Add "human-in-the-loop" or "out-of-band" interaction capability to support input/action not known ahead of time
We have discussed a few times now the ability to allow a given step, based on some dynamic response values in previous steps, to possibly query the consumer/client/end user for further input. This would likely be more of a hint to tooling that it would at that point need to pull in additional input from some source, be it a GUI application popping up a dialog asking the user for some input or perhaps sending an AI or mock service a request to return the needed data.
An example might be a workflow where it retrieves a series of airlines/flights/etc for a range of destinations, but requires a user to then select one before continuing on with the workflow.

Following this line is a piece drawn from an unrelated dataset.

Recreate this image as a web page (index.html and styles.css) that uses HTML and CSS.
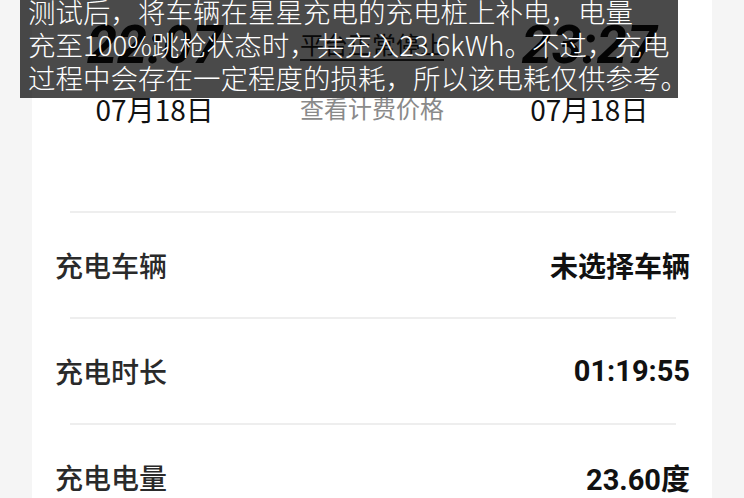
FILE: index.html
```html
<!DOCTYPE html>
<html lang="zh-CN">
<head>
<meta charset="utf-8">
<title>充电详情</title>
<link rel="stylesheet" href="styles.css">
</head>
<body>
<div class="card">
  <div class="top">
    <div class="col">
      <div class="time">22:07</div>
      <div class="date">07月18日</div>
    </div>
    <div class="col">
      <div class="status"><span class="status-text">平台正常停止</span></div>
      <div class="price">查看计费价格</div>
    </div>
    <div class="col">
      <div class="time">23:27</div>
      <div class="date">07月18日</div>
    </div>
  </div>
  <div class="sep"></div>
  <div class="row"><span class="label">充电车辆</span><span class="value">未选择车辆</span></div>
  <div class="sep"></div>
  <div class="row"><span class="label">充电时长</span><span class="value num">01:19:55</span></div>
  <div class="sep"></div>
  <div class="row"><span class="label">充电电量</span><span class="value num">23.60度</span></div>
</div>
<div class="caption">测试后，将车辆在星星充电的充电桩上补电，电量<br>充至100%跳枪状态时，共充入23.6kWh。不过，充电<br>过程中会存在一定程度的损耗，所以该电耗仅供参考。</div>
</body>
</html>
```

FILE: styles.css
```css
html, body {
  margin: 0;
  padding: 0;
}
body {
  background: #f5f5f5;
  width: 744px;
  height: 498px;
  overflow: hidden;
  position: relative;
  font-family: "Noto Sans CJK SC", "Noto Sans", sans-serif;
}
.card {
  margin: 0 32px;
  background: #ffffff;
  height: 498px;
  overflow: hidden;
}
.top {
  display: grid;
  grid-template-columns: 1fr 1fr 1fr;
  padding: 12px 14px 0;
  height: 199px;
}
.col {
  display: flex;
  flex-direction: column;
  align-items: center;
}
.time {
  font-family: "Liberation Sans Narrow", "Roboto", sans-serif;
  font-weight: 700;
  font-style: italic;
  font-size: 54px;
  line-height: 66px;
  color: #111;
}
.date {
  font-size: 28px;
  line-height: 36px;
  margin-top: 13px;
  color: #111;
}
.status {
  height: 66px;
  display: flex;
  align-items: center;
  justify-content: center;
  width: 100%;
}
.status-text {
  font-size: 24px;
  color: #222;
  border-bottom: 2px solid #333;
  line-height: 30px;
}
.price {
  font-size: 24px;
  line-height: 36px;
  margin-top: 12px;
  color: #8a8a8a;
}
.sep {
  height: 2px;
  background: #eeeeee;
  margin: 0 36px 0 38px;
}
.row {
  height: 104px;
  display: flex;
  align-items: center;
  justify-content: space-between;
  padding: 0 22px 0 23px;
}
.label {
  font-size: 28px;
  font-weight: 500;
  color: #2a2a2a;
}
.value {
  font-size: 28px;
  font-weight: 700;
  color: #111;
}
.num {
  font-family: "Roboto", "Noto Sans CJK SC", sans-serif;
  font-size: 29px;
}
.caption {
  position: absolute;
  top: -5px;
  left: 20px;
  width: 658px;
  box-sizing: border-box;
  padding: 0 0 4px 8px;
  background: rgba(0, 0, 0, 0.71);
  color: #ffffff;
  font-size: 27.5px;
  line-height: 33px;
  font-weight: 300;
  white-space: nowrap;
}
```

There could be any number of right choices and would require further input not known when the workflow sequence started and likewise along the way responses from various steps don't provide the needed input to choose one specific airline/flight to then allow the next step... booking that flight, then maybe paying for it to occur. Similar.. the step to pay for it might need to know which credit card to use from a list of them.. or require the user to enter the CC info right then (e.g. dont save CC data so user must enter it at that moment).
Another use case is getting an S3 pre-signed URL to upload a file.
A use case that I just encountered is onboarding an IoT device, where some HTTP API calls are needed, but there is a BLE (bluetooth low energy) step in the middle that provides information for subsequent steps.
An argument in favor of this feature is that it allows folks to use Arazzo prior to Arazzo supporting more technologies for steps (AsyncAPI, BLE, whatever). Some of those (like AsyncAPI) will no doubt get supported, but others may not ever make sense to formally support.
@handrews funny you bring up IoT. I was looking at the Async stuff we are talking about adding.. and was thinking IoT devices would likely fit well within this scope as well. Having a workflow that uses a standard like Arazzo to tie it in to API calls + IoT devices might be pretty slick. Not sure anything is available like that at this time.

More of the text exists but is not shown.